No seio da família, entre os nossos somos muitas vezes vistos como os problemáticos, por suscitar questões. Ter coragem que para os outros já foi esquecida, ter energia e vontade de gastar a fim de ajustar os convívios e os ambientes, isso é um sonho. O jovem sonhar poder salvar o mundo, se não o planeta terra, se não a sua cidade, se não o seu bairro e seus pares, se não a sua casa e sua família, ao menos o seu corpo e tudo que nele habita. É uma das forças pulsantes, essa força revolucionária.
Juventudes das mais diversas gerações, mas sempre inquietos e inquietas, incomodados e incomodadas, contraditórios, somos mutáveis e caminhamos nessa única certeza, da busca do novo e é esse nosso “rolê”, de reinventar as coisas e tentar novas possibilidades com uma energia que provoca mudanças significativas. Aliada em diálogo e sintonia com as Juventudes das gerações anteriores, pois nos inspiramos também na Sankofa, olhar para trás, caminhando para frente, saber quem pisou neste chão primeiro, saber qual foi o canto e a dança de quem veio antes e fazer o nosso caminhar e seguir a canção.
A juventude tem um dom de questionar, se inspirar nas Yabas, senhoras guerreiras, é pensar que Esù não é demônio, até porque a crença em demônio é cristã. Nesse mundo confuso, não tem outro jeito, se o chamado profético arde em seu coração, é preciso se levantar e fazer algo enquanto estamos vivos, muitas vezes a revolta cresce e o sangue ferve, o tempo é esse! Che Guevara em uma de suas memórias indica que o verdadeiro revolucionário é guiado por grandes sentimentos de amor.
As juventudes no movimento Sankofa vão olhar para as lutas históricas, desde os irmãos escravizados e suas revoltas inspirados por Dandara, Maria Fellipa, Maria Quitéria, Zumbi, e olhar também os de hoje como Sônia Guajajara, Célia Xakriabá, Cacique Raoni Metuktire. Esse movimento inflama a vontade de ocupar os espaços na luta, na luta pela realização do sonho. Esse engajamento político, se sustenta nas causas do povo trabalhador. A ação militante para esse tempo precisa sair dos esquemas teóricos “academicistas”, que muitas vezes está representado por uma política dogmática com discursos prontos, amordaçando o impulso revolucionário do povo, incluindo principalmente a própria juventude.

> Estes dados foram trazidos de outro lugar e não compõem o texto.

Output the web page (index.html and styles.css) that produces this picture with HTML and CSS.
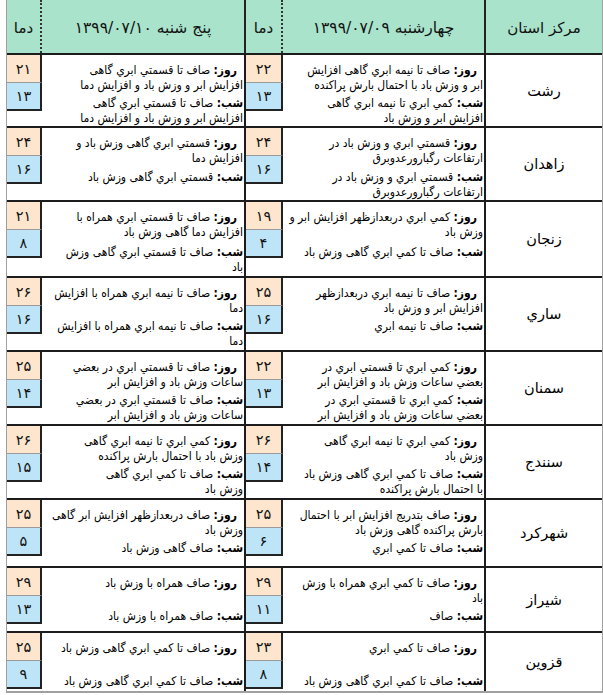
FILE: index.html
```html
<!DOCTYPE html>
<html lang="fa" dir="rtl">
<head>
<meta charset="utf-8">
<title>پیش بینی وضعیت هوا</title>
<link rel="stylesheet" href="styles.css">
</head>
<body>
<div class="sheet">
  <div class="row head">
    <div class="hc city-h">مرکز استان</div>
    <div class="hc dsc">چهارشنبه ۱۳۹۹/۰۷/۰۹</div>
    <div class="hc tmp">دما</div>
    <div class="hc dsc">پنج شنبه ۱۳۹۹/۰۷/۱۰</div>
    <div class="hc tmp">دما</div>
  </div>

  <div class="row h73">
    <div class="city">رشت</div>
    <div class="desc"><p class="day"><b>روز:</b> صاف تا نیمه ابري گاهی افزایش<br>ابر و وزش باد با احتمال بارش پراکنده</p><p class="night"><b>شب:</b> کمي ابري تا نیمه ابري گاهی<br>افزایش ابر و وزش باد</p></div>
    <div class="temp"><div class="tb d">۲۲</div><div class="tb n">۱۳</div></div>
    <div class="desc"><p class="day"><b>روز:</b> صاف تا قسمتي ابري گاهی<br>افزایش ابر و وزش باد و افزایش دما</p><p class="night"><b>شب:</b> صاف تا قسمتي ابري گاهی<br>افزایش ابر و وزش باد و افزایش دما</p></div>
    <div class="temp"><div class="tb d">۲۱</div><div class="tb n">۱۳</div></div>
  </div>

  <div class="row h74 wide-gap">
    <div class="city">زاهدان</div>
    <div class="desc"><p class="day"><b>روز:</b> قسمتي ابري و وزش باد در<br>ارتفاعات رگبارورعدوبرق</p><p class="night"><b>شب:</b> قسمتي ابري و وزش باد در<br>ارتفاعات رگبارورعدوبرق</p></div>
    <div class="temp"><div class="tb d">۲۴</div><div class="tb n">۱۶</div></div>
    <div class="desc"><p class="day"><b>روز:</b> قسمتي ابري گاهی وزش باد و<br>افزایش دما</p><p class="night"><b>شب:</b> قسمتي ابري گاهی وزش باد</p></div>
    <div class="temp"><div class="tb d">۲۴</div><div class="tb n">۱۶</div></div>
  </div>

  <div class="row h76 mid-gap">
    <div class="city">زنجان</div>
    <div class="desc"><p class="day"><b>روز:</b> کمي ابري دربعدازظهر افزایش ابر و<br>وزش باد</p><p class="night"><b>شب:</b> صاف تا کمي ابري گاهی وزش باد</p></div>
    <div class="temp"><div class="tb d">۱۹</div><div class="tb n">۴</div></div>
    <div class="desc"><p class="day"><b>روز:</b> صاف تا قسمتي ابري همراه با<br>افزایش دما گاهی وزش باد</p><p class="night"><b>شب:</b> صاف تا قسمتي ابري گاهی وزش<br>باد</p></div>
    <div class="temp"><div class="tb d">۲۱</div><div class="tb n">۸</div></div>
  </div>

  <div class="row h74">
    <div class="city">ساري</div>
    <div class="desc"><p class="day"><b>روز:</b> صاف تا نیمه ابري دربعدازظهر<br>افزایش ابر و وزش باد</p><p class="night"><b>شب:</b> صاف تا نیمه ابري</p></div>
    <div class="temp"><div class="tb d">۲۵</div><div class="tb n">۱۶</div></div>
    <div class="desc"><p class="day"><b>روز:</b> صاف تا نیمه ابري همراه با افزایش<br>دما</p><p class="night"><b>شب:</b> صاف تا نیمه ابري همراه با افزایش<br>دما</p></div>
    <div class="temp"><div class="tb d">۲۶</div><div class="tb n">۱۶</div></div>
  </div>

  <div class="row h74">
    <div class="city">سمنان</div>
    <div class="desc"><p class="day"><b>روز:</b> کمي ابري تا قسمتي ابري در<br>بعضي ساعات وزش باد و افزایش ابر</p><p class="night"><b>شب:</b> کمي ابري تا قسمتي ابري در<br>بعضي ساعات وزش باد و افزایش ابر</p></div>
    <div class="temp"><div class="tb d">۲۲</div><div class="tb n">۱۳</div></div>
    <div class="desc"><p class="day"><b>روز:</b> صاف تا قسمتي ابري در بعضي<br>ساعات وزش باد و افزایش ابر</p><p class="night"><b>شب:</b> صاف تا قسمتي ابري در بعضي<br>ساعات وزش باد و افزایش ابر</p></div>
    <div class="temp"><div class="tb d">۲۵</div><div class="tb n">۱۴</div></div>
  </div>

  <div class="row h74">
    <div class="city">سنندج</div>
    <div class="desc"><p class="day"><b>روز:</b> کمي ابري تا نیمه ابري گاهی<br>وزش باد</p><p class="night"><b>شب:</b> صاف تا کمي ابري گاهی وزش باد<br>با احتمال بارش پراکنده</p></div>
    <div class="temp"><div class="tb d">۲۶</div><div class="tb n">۱۴</div></div>
    <div class="desc"><p class="day"><b>روز:</b> کمي ابري تا نیمه ابري گاهی<br>وزش باد با احتمال بارش پراکنده</p><p class="night"><b>شب:</b> صاف تا کمي ابري گاهی<br>وزش باد</p></div>
    <div class="temp"><div class="tb d">۲۶</div><div class="tb n">۱۵</div></div>
  </div>

  <div class="row h68">
    <div class="city">شهرکرد</div>
    <div class="desc"><p class="day"><b>روز:</b> صاف بتدریج افزایش ابر با احتمال<br>بارش پراکنده گاهی وزش باد</p><p class="night"><b>شب:</b> صاف تا کمي ابري</p></div>
    <div class="temp"><div class="tb d">۲۵</div><div class="tb n">۶</div></div>
    <div class="desc"><p class="day"><b>روز:</b> صاف دربعدازظهر افزایش ابر گاهی<br>وزش باد</p><p class="night"><b>شب:</b> صاف گاهی وزش باد</p></div>
    <div class="temp"><div class="tb d">۲۵</div><div class="tb n">۵</div></div>
  </div>

  <div class="row h65">
    <div class="city">شیراز</div>
    <div class="desc"><p class="day"><b>روز:</b> صاف تا کمي ابري همراه با وزش<br>باد</p><p class="night"><b>شب:</b> صاف</p></div>
    <div class="temp"><div class="tb d">۲۹</div><div class="tb n">۱۱</div></div>
    <div class="desc"><p class="day"><b>روز:</b> صاف همراه با وزش باد</p><p class="night"><b>شب:</b> صاف همراه با وزش باد</p></div>
    <div class="temp"><div class="tb d">۲۹</div><div class="tb n">۱۳</div></div>
  </div>

  <div class="row h60 last">
    <div class="city">قزوین</div>
    <div class="desc"><p class="day"><b>روز:</b> صاف تا کمي ابري</p><p class="night"><b>شب:</b> صاف تا کمي ابري گاهی وزش باد</p></div>
    <div class="temp"><div class="tb d">۲۳</div><div class="tb n">۸</div></div>
    <div class="desc"><p class="day"><b>روز:</b> صاف تا کمي ابري گاهی وزش باد</p><p class="night"><b>شب:</b> صاف تا کمي ابري گاهی وزش باد</p></div>
    <div class="temp"><div class="tb d">۲۵</div><div class="tb n">۹</div></div>
  </div>
</div>
</body>
</html>
```
FILE: styles.css
```css
* { box-sizing: border-box; }
body {
  margin: 0;
  background: #ffffff;
  font-family: "DejaVu Sans", sans-serif;
  color: #111;
}
.sheet {
  width: 597px;
  direction: rtl;
  border-left: 1px solid #a0a0a0;
  border-right: 1px solid #a0a0a0;
  border-bottom: 2px solid #a0a0a0;
}
.row {
  display: grid;
  grid-template-columns: 116px 203px 37px 204px 35px;
  border-bottom: 2px solid #1c1c1c;
}
.row.last { border-bottom: none; height: 58px; }
.head { height: 55px; background: #a9e3cb; }
.h73 { height: 73px; }
.h74 { height: 74px; }
.h76 { height: 76px; }
.h68 { height: 68px; }
.h65 { height: 65px; }

.hc {
  display: flex;
  align-items: center;
  justify-content: center;
  font-size: 15px;
  padding-top: 3px;
}
.hc.dsc { border-right: 2px solid #222; font-size: 15.5px; }
.hc.tmp { border-right: 2px dotted #333; }

.city {
  display: flex;
  align-items: center;
  justify-content: center;
  font-size: 14.5px;
  color: #000;
}
.desc {
  border-right: 2px solid #1c1c1c;
  padding: 8px 1px 0 0;
  font-family: "DejaVu Sans Condensed", "DejaVu Sans", sans-serif;
  font-size: 12px;
  line-height: 15px;
  white-space: nowrap;
  color: #000;
}
.desc p { margin: 0; }
.desc .day { height: 32px; text-indent: 6px; }
.desc .night { padding-top: 1px; }
.wide-gap .desc .day { height: 34px; }
.wide-gap .desc .night { padding-top: 0; }
.mid-gap .desc .day { height: 34px; }
.desc b { font-weight: bold; }

.temp { display: flex; flex-direction: column; }
.tb {
  height: 28px;
  display: flex;
  align-items: center;
  justify-content: center;
  font-size: 14.5px;
  border-right: 2px solid #222;
}
.tb.d { background: #fde6cd; border-bottom: 1px solid #9a9a9a; }
.tb.n { background: #bee4f8; border-bottom: 2px solid #222; }
```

A forma como lutamos para defender nossos direitos e nossos valores devem ser formas de estratégia para uma ação revolucionária e evidente para a manutenção e garantia da vida e das vidas. As lutas são muitas, desse modo não podemos condicionar nossa ação ou ideias a uma única forma determinada de luta. Precisamos reconhecer no meio do povo quais são as melhores estratégias e ferramentas para organizar, fomentar a consciência das pessoas. Pensando no movimento negro dos Estados Unidos da América, precisamos de Martin Luther King’s e precisamos também de MalconX’s, ambos com estratégias distintas, entretanto ambos lutando pelo mesmo sonho, pelo mesmo ideal.
Ninguém pode deter o Espírito, ninguém segura a Justiça de Xangô, ninguém detém Esù, inclusive inspirados pelo ditado: Exu matou um pássaro ontem com uma pedra que só jogou hoje. Somos instigados, inspirados a apreender e revisar as formas de luta escolhidas em cada momento da caminhada.
Tudo bem olhar o sistema político de forma desacreditada sem a esperança criativa na política. Mas deixamos aqui um recado: não podemos cair na tentação dos esquemas prontos, textos prontos, ação militante pronta, aquele movimento de manada, sem a necessária revisão de cada passo. Não dá pra só ir, nosso movimento remete a ancestralidade, a Sankofa, é ir e voltar, olhar, rever, pensar, refletir, rezar. Nesta história de só ir, lembramos Another Brick In The Wall do Pink Floyd e sermos forjados e forçados a um pensamento único, estimulados ao padrão de pensar e fazer. A prática da cultura do pensamento único, o “politicamente correto” que todos precisam pensar igual, seguir o mesmo protocolo de discurso, ter o mesmo ângulo de opinião sobre algum fato sem a necessária crítica, sem a liberdade de expressão, tem fortalecido a política antidemocrática de tutelar a vontade das pessoas, formar uma sociedade de sábios que dizem o que o resto do povo pode ou não pode falar, pensar ou fazer. No mais, a política que queremos é fruto do reconhecimento da ancestralidade, do diálogo inter-geracional, da acumulação de consciência de classe, fruto da vida, não tá relacionada a academia, porque não se adquire consciência de classe lendo Marx. Ela é desenvolvida no meio do povo trabalhador no caminho, é unir a mística e militância, tal qual nos ensina o MST. É na ação concreta do mundo, vivendo e assumindo os riscos verdadeiramente revolucionários. O companheiro Marcelo Barros costuma lembrar um discurso de Dom Helder Câmara sobre as “minorias Abraâmicas”, em que faz referência a Abraão e tantos outros que na bíblia estavam lutando em menor número, não detinham o poder, mas eram grupos resistentes, com uma profunda convicção e consciência fecunda, fermento na massa.
A espiritualidade profética desses pequenos grupos impulsiona a luta, e de luta em luta um movimento crescente, clandestino, antissistema, insubmisso, aparentemente impotente, mas faz uma “flor brotar do impossível chão” de nossas esperanças. Uma inspiração para animar mesmo nos piores momentos, essa flor brota como compromisso de vida, “quando somos fracos é aí que somos fortes”, eis um grande segredo revolucionário! Somos essa gente que celebra, que canta, dança, é feliz e a vida é esta festa, por isso vamos celebrar essa vitória que vai ter que acontecer!